This is a sample outlier report generated by Spout:
In the report, Spout shows variables for which there are major or minor outliers present in the dataset. It's similar in many aspects to the coverage report that was previously shown; it prominently shows the dataset and data dictionary versions that were used to check for outliers.
Additionally, Spout pulls in units from variables, where present, to give more context about the median that is being displayed.
Using this outlier check, someone who is familiar with the project can begin to parse through the variables for which outliers are present and then determine if those values are plausible.
For example, in the picture above, the variable aavbnoh
has one major outlier of 148 beats per minute during sleep, which is physiologically possible. However, if it were 4 beats per minute or 300 beats per minute, these would be obviously not physiologically possible and should be removed from the dataset.
Spout's outlier report also allows users to look for error codes or system missing codes that could have accidentally have been exported as real data. For example, in the Cleveland Family Study, -1
was used as a standard missing code. In variables such as heart rate or blood pressure, a value of -1 would be marked as an outlier and can be removed from the dataset. That being said, the outlier report will invariably miss some of the system missing codes, such as -1, for variables that have small values.

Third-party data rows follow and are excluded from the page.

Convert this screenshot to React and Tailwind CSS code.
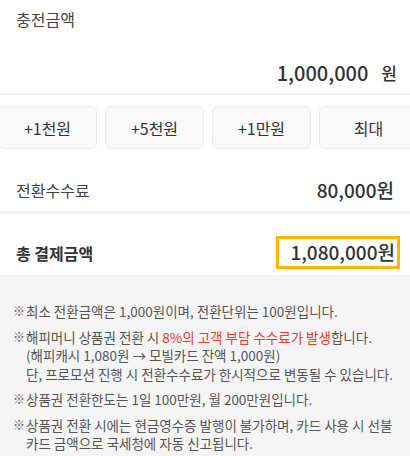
import React from 'react';

const FONT = { fontFamily: '"Noto Sans CJK KR", "Noto Sans", sans-serif' };

const quickAmounts = ['+1천원', '+5천원', '+1만원', '최대'];

const Note = ({ children }) => (
  <div className="flex">
    <span className="w-[13px] shrink-0 text-[12px]">※</span>
    <div>{children}</div>
  </div>
);

export default function App() {
  return (
    <div className="w-[410px] h-[456px] bg-white overflow-hidden text-[#333]" style={FONT}>
      {/* 충전금액 */}
      <div className="pl-4 pr-[13px] pt-[7px] pb-[6px] border-b-2 border-[#f0f0f0]">
        <div className="text-[16px] leading-6 text-[#444]">충전금액</div>
        <div className="mt-[28px] flex justify-end items-center text-[20px] leading-7 font-medium text-[#333]">
          <span>1,000,000</span>
          <span className="ml-[13px] text-[17px]">원</span>
        </div>
      </div>

      {/* 빠른 금액 버튼 */}
      <div className="mt-[11px] flex gap-2 -ml-[2px] overflow-hidden">
        {quickAmounts.map((label) => (
          <button
            key={label}
            className="w-[99px] h-[43px] shrink-0 rounded-md border border-[#ececec] bg-[#f9f9f9] text-[16px] text-[#333]"
          >
            {label}
          </button>
        ))}
      </div>

      {/* 전환수수료 */}
      <div className="px-4 pt-[27px] pb-[8px] border-b border-[#e8e8e8] flex justify-between items-center">
        <span className="text-[16px] leading-7 text-[#444]">전환수수료</span>
        <span className="text-[19px] leading-7 font-medium text-[#333]">80,000원</span>
      </div>

      {/* 총 결제금액 */}
      <div className="pl-4 pr-[10px] pt-[23px] pb-[6px] flex justify-between items-center">
        <span className="text-[16px] leading-7 font-semibold text-[#333]">총 결제금액</span>
        <span className="w-[124px] h-[33px] border-[3px] border-[#f9b800] flex items-center justify-end pr-[2px] text-[19px] font-medium text-[#333]">
          1,080,000원
        </span>
      </div>

      {/* 안내 */}
      <div className="bg-[#f5f5f5] h-full px-[13px] pt-[27px] text-[13.5px] leading-[18.5px] text-[#555] flex flex-col gap-[7px]">
        <Note>최소 전환금액은 1,000원이며, 전환단위는 100원입니다.</Note>
        <Note>
          해피머니 상품권 전환 시 <span className="text-[#e23b34]">8%의 고객 부담 수수료가 발생</span>합니다.
          <br />
          (해피캐시 1,080원 → 모빌카드 잔액 1,000원)
          <br />
          단, 프로모션 진행 시 전환수수료가 한시적으로 변동될 수 있습니다.
        </Note>
        <Note>상품권 전환한도는 1일 100만원, 월 200만원입니다.</Note>
        <Note>
          상품권 전환 시에는 현금영수증 발행이 불가하며, 카드 사용 시 선불
          <br />
          카드 금액으로 국세청에 자동 신고됩니다.
        </Note>
      </div>
    </div>
  );
}
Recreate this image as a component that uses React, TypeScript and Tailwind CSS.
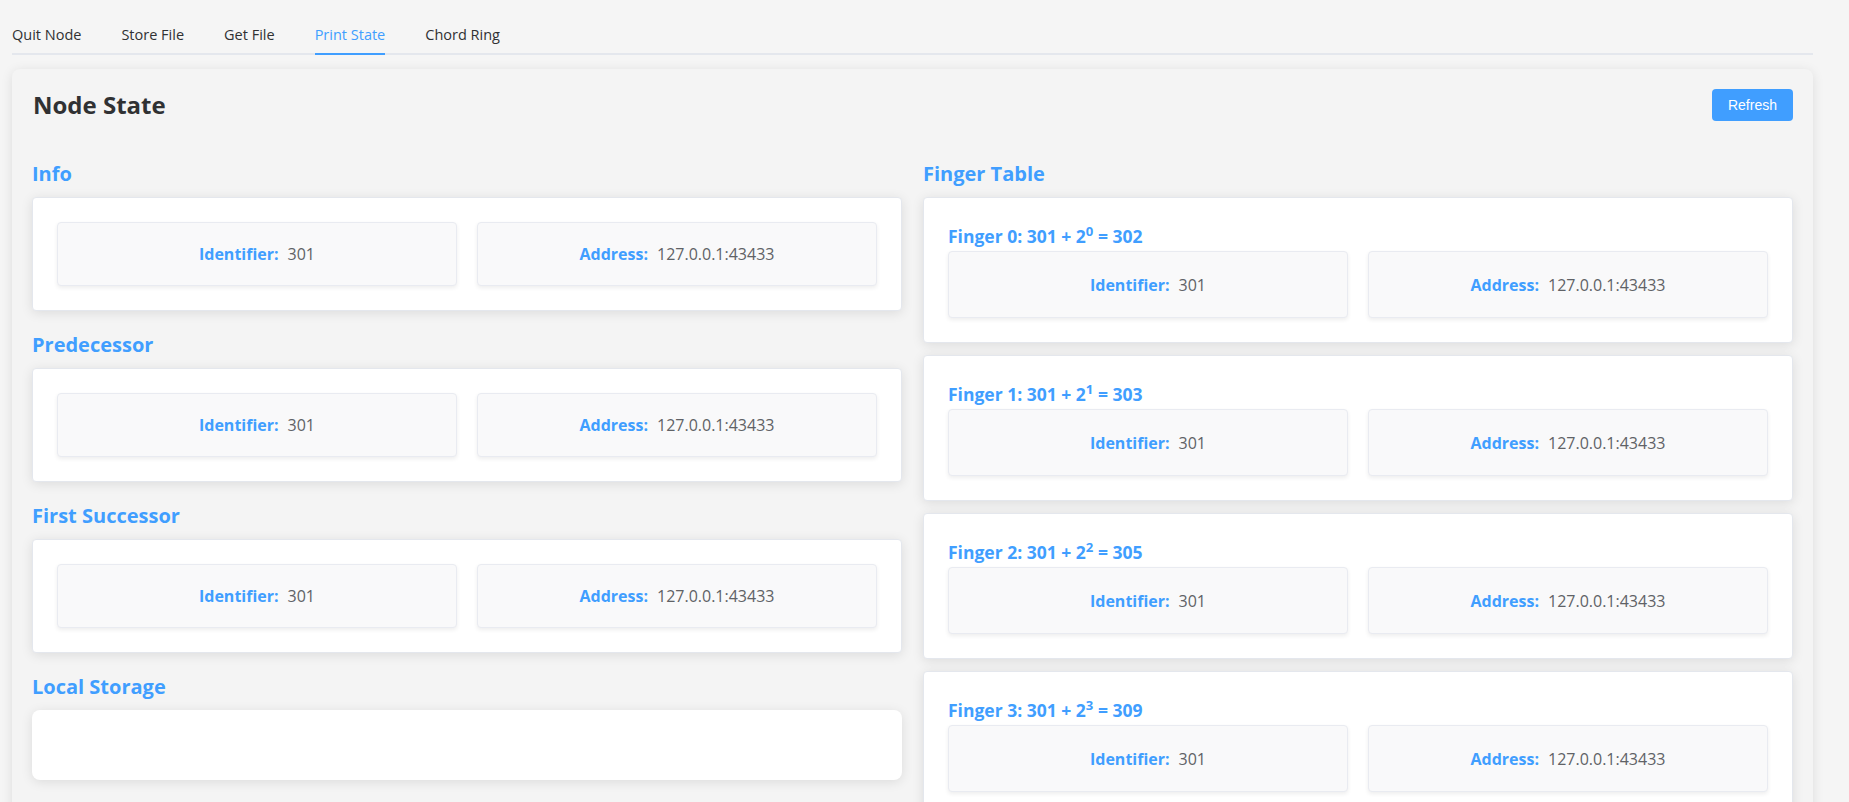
import React from "react";

const font = { fontFamily: '"Open Sans", "Noto Sans", sans-serif' };

function Box({ label, value, tall }: { label: string; value: string; tall?: boolean }) {
  return (
    <div
      className={`flex ${tall ? "h-[67px]" : "h-[64px]"} items-center justify-center rounded-[4px] border border-[#e9ebf1] bg-[#f9f9fa] shadow-[0_2px_4px_rgba(0,0,0,0.07)]`}
    >
      <span className="text-[16px] font-bold text-[#409eff]">{label}</span>
      <span className="ml-[9px] text-[16px] text-[#606266]">{value}</span>
    </div>
  );
}

function Pair({ tall }: { tall?: boolean }) {
  return (
    <div className="grid grid-cols-2 gap-[20px]">
      <Box label="Identifier:" value="301" tall={tall} />
      <Box label="Address:" value="127.0.0.1:43433" tall={tall} />
    </div>
  );
}

function Section({ title, children }: { title: string; children: React.ReactNode }) {
  return (
    <div className="flex flex-col">
      <h3 className="mb-[9px] text-[20px] font-bold leading-[28px] text-[#409eff]">{title}</h3>
      {children}
    </div>
  );
}

const cardCls =
  "rounded-[4px] border border-[#e4e7ed] bg-white p-[24px] shadow-[0_2px_12px_rgba(0,0,0,0.1)]";

export default function App() {
  const tabs = ["Quit Node", "Store File", "Get File", "Print State", "Chord Ring"];
  const fingers = [
    { i: 0, r: 302 },
    { i: 1, r: 303 },
    { i: 2, r: 305 },
    { i: 3, r: 309 },
  ];
  return (
    <div className="min-h-screen bg-[#f5f5f5] pl-[12px] pr-[36px] pt-[15px]" style={font}>
      <div className="flex h-[40px] border-b-2 border-[#e4e7ed]">
        {tabs.map((t, idx) => (
          <div key={t} className={`${idx === 0 ? "pr-[20px]" : "px-[20px]"} h-[40px]`}>
            <div
              className={`h-[40px] text-[14.5px] leading-[40px] ${
                t === "Print State" ? "border-b-2 border-[#409eff] text-[#409eff]" : "text-[#303133]"
              }`}
            >
              {t}
            </div>
          </div>
        ))}
      </div>

      <div className="mt-[14px] rounded-[8px] bg-[#f4f4f4] p-[20px] shadow-[0_2px_12px_rgba(0,0,0,0.1)]">
        <div className="flex h-[32px] items-center justify-between">
          <h2 className="pl-[1px] text-[24px] font-bold text-[#303133]">Node State</h2>
          <button
            className="h-[32px] rounded-[4px] bg-[#409eff] px-[16px] text-[14px] text-white"
            style={{ fontFamily: '"Liberation Sans", Arial, sans-serif' }}
          >
            Refresh
          </button>
        </div>

        <div className="mt-[39px] grid grid-cols-2 gap-x-[21px]">
          <div className="flex flex-col gap-[20px]">
            <Section title="Info">
              <div className={cardCls}>
                <Pair />
              </div>
            </Section>
            <Section title="Predecessor">
              <div className={cardCls}>
                <Pair />
              </div>
            </Section>
            <Section title="First Successor">
              <div className={cardCls}>
                <Pair />
              </div>
            </Section>
            <Section title="Local Storage">
              <div className="h-[70px] rounded-[8px] bg-white shadow-[0_2px_12px_rgba(0,0,0,0.1)]" />
            </Section>
          </div>

          <div className="flex flex-col">
            <Section title="Finger Table">
              <div className="flex flex-col gap-[12px]">
                {fingers.map((f) => (
                  <div key={f.i} className={cardCls}>
                    <div className="h-[29px] text-[17.5px] font-bold leading-[29px] text-[#409eff]">
                      Finger {f.i}: 301 + 2<sup>{f.i}</sup> = {f.r}
                    </div>
                    <Pair tall />
                  </div>
                ))}
              </div>
            </Section>
          </div>
        </div>
      </div>
    </div>
  );
}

For that reason, it is recommended that the outlier report be used in combination with Spout's graphical data display, which is explained below.
In addition to generating coverage and outlier reports, Spout can also generate histograms of the data using the command spout p
. These graphs eventually become the charts and tables that are presented on the variable pages of the NSRR website. An example graph is pictured below.
The graph above pictures a histogram that represents the distribution of data for the variable acetamno
, which is the average number of tablets of acetaminophen consumed.
In the outlier report, the median response for this answer is currently -1 and thus was not flagged as an outlier. However, it is not possible for a patient to, on average, take a negative amount of medication per day. Because users are able to visually see the distribution of data, it's possible for this -1
missing code to be discovered and removed from the dataset.
Using these two tools together, it is possible for someone with a basic knowledge of the study to go through and remove obviously incorrect values, such as missing codes. However, after the obvious errors have been corrected, someone with an expert knowledge of the specific data type (i.e. polysomnography or electrocardiology) will need to look through the subject-specific variables to identify impossible values that may not leap out to the lay person.